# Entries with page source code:
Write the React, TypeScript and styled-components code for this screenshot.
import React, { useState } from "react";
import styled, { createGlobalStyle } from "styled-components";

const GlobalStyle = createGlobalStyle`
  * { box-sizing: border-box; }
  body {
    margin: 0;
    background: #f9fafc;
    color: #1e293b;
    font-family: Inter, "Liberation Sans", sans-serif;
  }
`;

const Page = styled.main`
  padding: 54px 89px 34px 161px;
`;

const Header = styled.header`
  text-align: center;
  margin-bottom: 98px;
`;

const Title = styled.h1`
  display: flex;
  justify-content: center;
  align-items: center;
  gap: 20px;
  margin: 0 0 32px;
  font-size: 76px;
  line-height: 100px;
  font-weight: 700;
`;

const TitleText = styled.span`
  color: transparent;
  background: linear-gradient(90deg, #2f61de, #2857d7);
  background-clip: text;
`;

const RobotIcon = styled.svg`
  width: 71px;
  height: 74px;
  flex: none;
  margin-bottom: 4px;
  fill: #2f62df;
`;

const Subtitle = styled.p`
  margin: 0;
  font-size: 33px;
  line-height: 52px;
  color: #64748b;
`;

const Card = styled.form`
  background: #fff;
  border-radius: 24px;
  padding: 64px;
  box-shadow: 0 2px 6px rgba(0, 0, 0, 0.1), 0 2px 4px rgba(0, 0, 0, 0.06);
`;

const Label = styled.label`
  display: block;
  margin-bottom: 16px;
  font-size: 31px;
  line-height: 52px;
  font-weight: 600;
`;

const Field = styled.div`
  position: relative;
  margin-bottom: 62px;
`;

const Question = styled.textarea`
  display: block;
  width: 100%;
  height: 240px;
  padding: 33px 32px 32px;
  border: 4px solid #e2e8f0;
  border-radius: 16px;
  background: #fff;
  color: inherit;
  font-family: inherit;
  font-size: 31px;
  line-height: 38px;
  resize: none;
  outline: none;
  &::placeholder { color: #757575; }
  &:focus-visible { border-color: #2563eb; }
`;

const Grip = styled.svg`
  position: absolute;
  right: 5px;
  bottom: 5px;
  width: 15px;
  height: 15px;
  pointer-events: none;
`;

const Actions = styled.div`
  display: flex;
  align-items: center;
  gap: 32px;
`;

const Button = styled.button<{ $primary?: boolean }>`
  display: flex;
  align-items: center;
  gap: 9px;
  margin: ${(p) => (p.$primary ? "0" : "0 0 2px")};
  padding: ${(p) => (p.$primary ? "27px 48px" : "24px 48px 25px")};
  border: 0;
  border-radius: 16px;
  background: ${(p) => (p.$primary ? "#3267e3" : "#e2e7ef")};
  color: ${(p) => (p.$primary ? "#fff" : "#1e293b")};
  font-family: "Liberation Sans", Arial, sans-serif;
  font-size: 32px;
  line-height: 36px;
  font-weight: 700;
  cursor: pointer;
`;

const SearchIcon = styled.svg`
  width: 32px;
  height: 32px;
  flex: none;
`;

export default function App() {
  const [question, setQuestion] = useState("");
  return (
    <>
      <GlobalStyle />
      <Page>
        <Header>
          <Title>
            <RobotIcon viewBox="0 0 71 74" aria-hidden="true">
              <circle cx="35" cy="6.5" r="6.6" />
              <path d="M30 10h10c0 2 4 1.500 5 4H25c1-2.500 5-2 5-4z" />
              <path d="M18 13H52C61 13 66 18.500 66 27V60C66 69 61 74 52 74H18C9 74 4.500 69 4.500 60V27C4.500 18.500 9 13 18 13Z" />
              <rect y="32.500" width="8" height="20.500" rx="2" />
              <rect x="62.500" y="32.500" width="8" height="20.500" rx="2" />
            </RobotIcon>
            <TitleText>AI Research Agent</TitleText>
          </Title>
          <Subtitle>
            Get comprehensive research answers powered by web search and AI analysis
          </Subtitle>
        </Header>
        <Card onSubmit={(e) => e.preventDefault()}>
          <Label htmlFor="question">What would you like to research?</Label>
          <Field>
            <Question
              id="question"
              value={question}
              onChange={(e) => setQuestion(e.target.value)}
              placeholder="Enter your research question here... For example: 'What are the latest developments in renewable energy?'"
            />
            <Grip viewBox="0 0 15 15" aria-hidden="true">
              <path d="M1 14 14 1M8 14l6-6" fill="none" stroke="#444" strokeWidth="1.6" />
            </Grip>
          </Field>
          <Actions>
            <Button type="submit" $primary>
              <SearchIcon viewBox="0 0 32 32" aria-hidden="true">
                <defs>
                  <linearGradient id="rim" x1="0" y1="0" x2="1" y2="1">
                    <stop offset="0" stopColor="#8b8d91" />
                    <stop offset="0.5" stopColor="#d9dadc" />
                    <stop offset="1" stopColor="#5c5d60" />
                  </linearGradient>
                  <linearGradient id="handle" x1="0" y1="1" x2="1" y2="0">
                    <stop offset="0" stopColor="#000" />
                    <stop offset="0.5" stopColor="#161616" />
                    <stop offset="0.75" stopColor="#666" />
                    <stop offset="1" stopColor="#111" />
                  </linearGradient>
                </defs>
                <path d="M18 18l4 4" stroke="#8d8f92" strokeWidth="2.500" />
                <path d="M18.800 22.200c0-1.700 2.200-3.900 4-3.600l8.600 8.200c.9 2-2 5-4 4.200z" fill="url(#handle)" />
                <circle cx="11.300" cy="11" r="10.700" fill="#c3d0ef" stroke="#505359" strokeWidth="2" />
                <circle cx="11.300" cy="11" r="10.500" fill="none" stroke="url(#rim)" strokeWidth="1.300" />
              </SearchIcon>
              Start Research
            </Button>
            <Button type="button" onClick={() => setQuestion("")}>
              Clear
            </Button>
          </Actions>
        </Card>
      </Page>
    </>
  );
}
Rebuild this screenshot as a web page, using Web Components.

# WRITTEN PROBLEM:
Faithfully transcribe the whole of the data.

# RESULT OF THIS EXERCISE:
Write the React, TypeScript and styled-components code for this screenshot.
import React, { useState } from "react";
import styled, { createGlobalStyle } from "styled-components";

const GlobalStyle = createGlobalStyle`
  * { box-sizing: border-box; }
  body {
    margin: 0;
    background: #f9fafc;
    color: #1e293b;
    font-family: Inter, "Liberation Sans", sans-serif;
  }
`;

const Page = styled.main`
  padding: 54px 89px 34px 161px;
`;

const Header = styled.header`
  text-align: center;
  margin-bottom: 98px;
`;

const Title = styled.h1`
  display: flex;
  justify-content: center;
  align-items: center;
  gap: 20px;
  margin: 0 0 32px;
  font-size: 76px;
  line-height: 100px;
  font-weight: 700;
`;

const TitleText = styled.span`
  color: transparent;
  background: linear-gradient(90deg, #2f61de, #2857d7);
  background-clip: text;
`;

const RobotIcon = styled.svg`
  width: 71px;
  height: 74px;
  flex: none;
  margin-bottom: 4px;
  fill: #2f62df;
`;

const Subtitle = styled.p`
  margin: 0;
  font-size: 33px;
  line-height: 52px;
  color: #64748b;
`;

const Card = styled.form`
  background: #fff;
  border-radius: 24px;
  padding: 64px;
  box-shadow: 0 2px 6px rgba(0, 0, 0, 0.1), 0 2px 4px rgba(0, 0, 0, 0.06);
`;

const Label = styled.label`
  display: block;
  margin-bottom: 16px;
  font-size: 31px;
  line-height: 52px;
  font-weight: 600;
`;

const Field = styled.div`
  position: relative;
  margin-bottom: 62px;
`;

const Question = styled.textarea`
  display: block;
  width: 100%;
  height: 240px;
  padding: 33px 32px 32px;
  border: 4px solid #e2e8f0;
  border-radius: 16px;
  background: #fff;
  color: inherit;
  font-family: inherit;
  font-size: 31px;
  line-height: 38px;
  resize: none;
  outline: none;
  &::placeholder { color: #757575; }
  &:focus-visible { border-color: #2563eb; }
`;

const Grip = styled.svg`
  position: absolute;
  right: 5px;
  bottom: 5px;
  width: 15px;
  height: 15px;
  pointer-events: none;
`;

const Actions = styled.div`
  display: flex;
  align-items: center;
  gap: 32px;
`;

const Button = styled.button<{ $primary?: boolean }>`
  display: flex;
  align-items: center;
  gap: 9px;
  margin: ${(p) => (p.$primary ? "0" : "0 0 2px")};
  padding: ${(p) => (p.$primary ? "27px 48px" : "24px 48px 25px")};
  border: 0;
  border-radius: 16px;
  background: ${(p) => (p.$primary ? "#3267e3" : "#e2e7ef")};
  color: ${(p) => (p.$primary ? "#fff" : "#1e293b")};
  font-family: "Liberation Sans", Arial, sans-serif;
  font-size: 32px;
  line-height: 36px;
  font-weight: 700;
  cursor: pointer;
`;

const SearchIcon = styled.svg`
  width: 32px;
  height: 32px;
  flex: none;
`;

export default function App() {
  const [question, setQuestion] = useState("");
  return (
    <>
      <GlobalStyle />
      <Page>
        <Header>
          <Title>
            <RobotIcon viewBox="0 0 71 74" aria-hidden="true">
              <circle cx="35" cy="6.5" r="6.6" />
              <path d="M30 10h10c0 2 4 1.500 5 4H25c1-2.500 5-2 5-4z" />
              <path d="M18 13H52C61 13 66 18.500 66 27V60C66 69 61 74 52 74H18C9 74 4.500 69 4.500 60V27C4.500 18.500 9 13 18 13Z" />
              <rect y="32.500" width="8" height="20.500" rx="2" />
              <rect x="62.500" y="32.500" width="8" height="20.500" rx="2" />
            </RobotIcon>
            <TitleText>AI Research Agent</TitleText>
          </Title>
          <Subtitle>
            Get comprehensive research answers powered by web search and AI analysis
          </Subtitle>
        </Header>
        <Card onSubmit={(e) => e.preventDefault()}>
          <Label htmlFor="question">What would you like to research?</Label>
          <Field>
            <Question
              id="question"
              value={question}
              onChange={(e) => setQuestion(e.target.value)}
              placeholder="Enter your research question here... For example: 'What are the latest developments in renewable energy?'"
            />
            <Grip viewBox="0 0 15 15" aria-hidden="true">
              <path d="M1 14 14 1M8 14l6-6" fill="none" stroke="#444" strokeWidth="1.6" />
            </Grip>
          </Field>
          <Actions>
            <Button type="submit" $primary>
              <SearchIcon viewBox="0 0 32 32" aria-hidden="true">
                <defs>
                  <linearGradient id="rim" x1="0" y1="0" x2="1" y2="1">
                    <stop offset="0" stopColor="#8b8d91" />
                    <stop offset="0.5" stopColor="#d9dadc" />
                    <stop offset="1" stopColor="#5c5d60" />
                  </linearGradient>
                  <linearGradient id="handle" x1="0" y1="1" x2="1" y2="0">
                    <stop offset="0" stopColor="#000" />
                    <stop offset="0.5" stopColor="#161616" />
                    <stop offset="0.75" stopColor="#666" />
                    <stop offset="1" stopColor="#111" />
                  </linearGradient>
                </defs>
                <path d="M18 18l4 4" stroke="#8d8f92" strokeWidth="2.500" />
                <path d="M18.800 22.200c0-1.700 2.200-3.900 4-3.600l8.600 8.200c.9 2-2 5-4 4.200z" fill="url(#handle)" />
                <circle cx="11.300" cy="11" r="10.700" fill="#c3d0ef" stroke="#505359" strokeWidth="2" />
                <circle cx="11.300" cy="11" r="10.500" fill="none" stroke="url(#rim)" strokeWidth="1.300" />
              </SearchIcon>
              Start Research
            </Button>
            <Button type="button" onClick={() => setQuestion("")}>
              Clear
            </Button>
          </Actions>
        </Card>
      </Page>
    </>
  );
}
Rebuild this screenshot as a web page, using Web Components.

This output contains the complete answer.